IAM might have bought considerably less or more than R1bn worth. “We don’t know how much IAM actually made from its purchases, because we don’t know their size, but we do have an idea of the losses to a few of the asset managers who sold,” says one prominent market player. “To lose this kind of money in a single month is serious. Guys can lose their jobs. It doesn’t happen often.”
If there’s substance in the competitors’ allegation, then the actions of IAM would look awkwardly close to front-running. Normally bond traders are a pretty discreet bunch, dealing with one another as a fraternity of bankers whose mutual responsibility is to provide the bond market with liquidity, so they’re inclined to keep their frustrations to themselves. But not always. Refer, for instance, to the commentary put out on Bloombergs by Neil Evans of Nedbank shortly after July 15. Rich in innuendo, Evans refuses to elaborate.
By contrast, Andre Roux of IAM is forthright (see below). His explanation carries the hallmarks of plausibility.
Roux... rich reward
TAKING AIM AT IAM
Investec Asset Management was asked by TT:
Andre Roux, IAM head of fixed income and an author of the July 15 statement, replied:
The turnaround in bond markets during July had very little to do with the release of our press article. It would be arrogant of us to think otherwise.
The July rally came after six consecutive months of negative returns in the bond market. This was its longest-ever losing streak. The negativity was driven by global risk-aversion trade, which reversed primarily on the back of the US Treasury’s decision to guarantee Fanny Mae and Freddy Mac mortgage debt securities, plus the Securities & Exchange Commission’s decision to prohibit the short selling of 19 prominent US financials.
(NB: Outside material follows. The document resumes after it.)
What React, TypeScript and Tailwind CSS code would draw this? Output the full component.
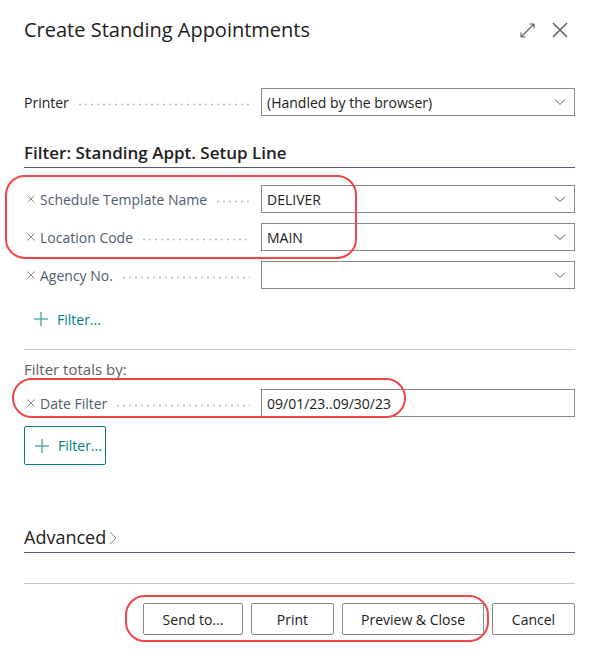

These two factors renewed global investor interest in emerging markets. As a result, Turkey, Hungary and Poland rallied strongly, with SA slightly lagging.
Secondly, over a two-week period, commodity prices (particularly maize and oil) corrected heavily. This provided strong support for our bond market. In addition, the rand rallied strongly on the back of potential corporate action.
SA bond yields were further supported by Stats SA’s release, which, we believed, indicated that rates may have peaked. During May this year, our position in bonds went from underweight to neutral, before going long in mid-June. As a result, we underperformed significantly in June. However, we remained convinced that the oil price would moderate and that the global inflation outlook was set to improve. Our positive view was reinforced by the Stats SA numbers at the beginning of July.
We are third-party managers of significant assets in SA and across the globe on behalf of pension funds, unit trusts and corporates. We do not manage any proprietary assets on behalf of Investec Bank. The management of our portfolios is designed to generate long-term returns, not short-term trading profits, so we don’t generate profit/loss figures for individual trades.
IAM did shoot the lights out. This is apparent from the ranking of fixed-interest varied specialist funds on the Glacier platform.
One of the IAM funds, the Investec Flexible Bond Fund, rocketed to first position for the three months to end-July with a 6,05% return. For the six months to end-July, it was ranked 50th with a 1,81% return. Since bonds were hammered during the first two months of the quarter, the exceptional performance would have come mainly from July alone. (Little is known about this fund. There’s no reference to it on the Investec website, suggesting it is not a retail fund open to the general public.)
IAM’s flagship in this same fixed-interest category, the Investec Opportunity Fund, also did particularly well. It moved to third position (with a 4,60% return) for the three months from 15th (with a 5,20% return) for the six months. This was from 21st position (with an 8,56% return) for the year to end-July.
Case for the prosecution: The IAM cpix-inflation statement of July15 transcended the normal cool of economic analysis. It came in the form of a media release whose inflammatory tone and disparaging of Stats SA were designed for maximum publicity and hence for maximum impact, made more certain by the equally forceful response that was inevitable from the Reserve Bank. IAM would have known some time in advance that the statement was to be released, and when it was to be released.
Other market participants, who sold bonds in the weeks before July 15, were caught unawares. The timing of the IAM buying was critical, as was the extent of the buying. In market parlance, it caused some rival asset managers to be “taken out”.
All had access to precisely the same information of developments internationally and domestically that were likely to influence bond prices, except for information of the impending IAM media release.
Case for the defence: Commentary in the July 15 statement was based on information already in the public domain. Particularly topical was the Stats SA announcement on July 1 that it would next year introduce a new cpix inflation series to include such important downweightings as food and electricity. Because of its effect on monetary policy, it was in the public interest that the implications of the current series were researched, interpreted and disseminated.
Interest rates increases affect every citizen and every consumer. If policy formulation before the Stats SA recalculation is based on an outdated cpix series, showing inflation to be higher than it really is, the Reserve Bank would have had stronger reason in August to increase interest rates. In the result, the Bank left rates unchanged. If the publicity generated by the IAM statement contributed to the Bank’s decision, that’s to IAM’s credit. Seeking to influence public policy is its right.
In a commentary published on July 2, Investec stated its expectation that interest rates would not rise in August and that pressure for cuts would begin early in 2009, implying that the market should start pricing in the downward move. Much earlier, in February, IAM put out advice to investors that they should wait for a sell-off in bonds and then buy.
Which case is the more convincing? You decide. One way or another, it’s about your money.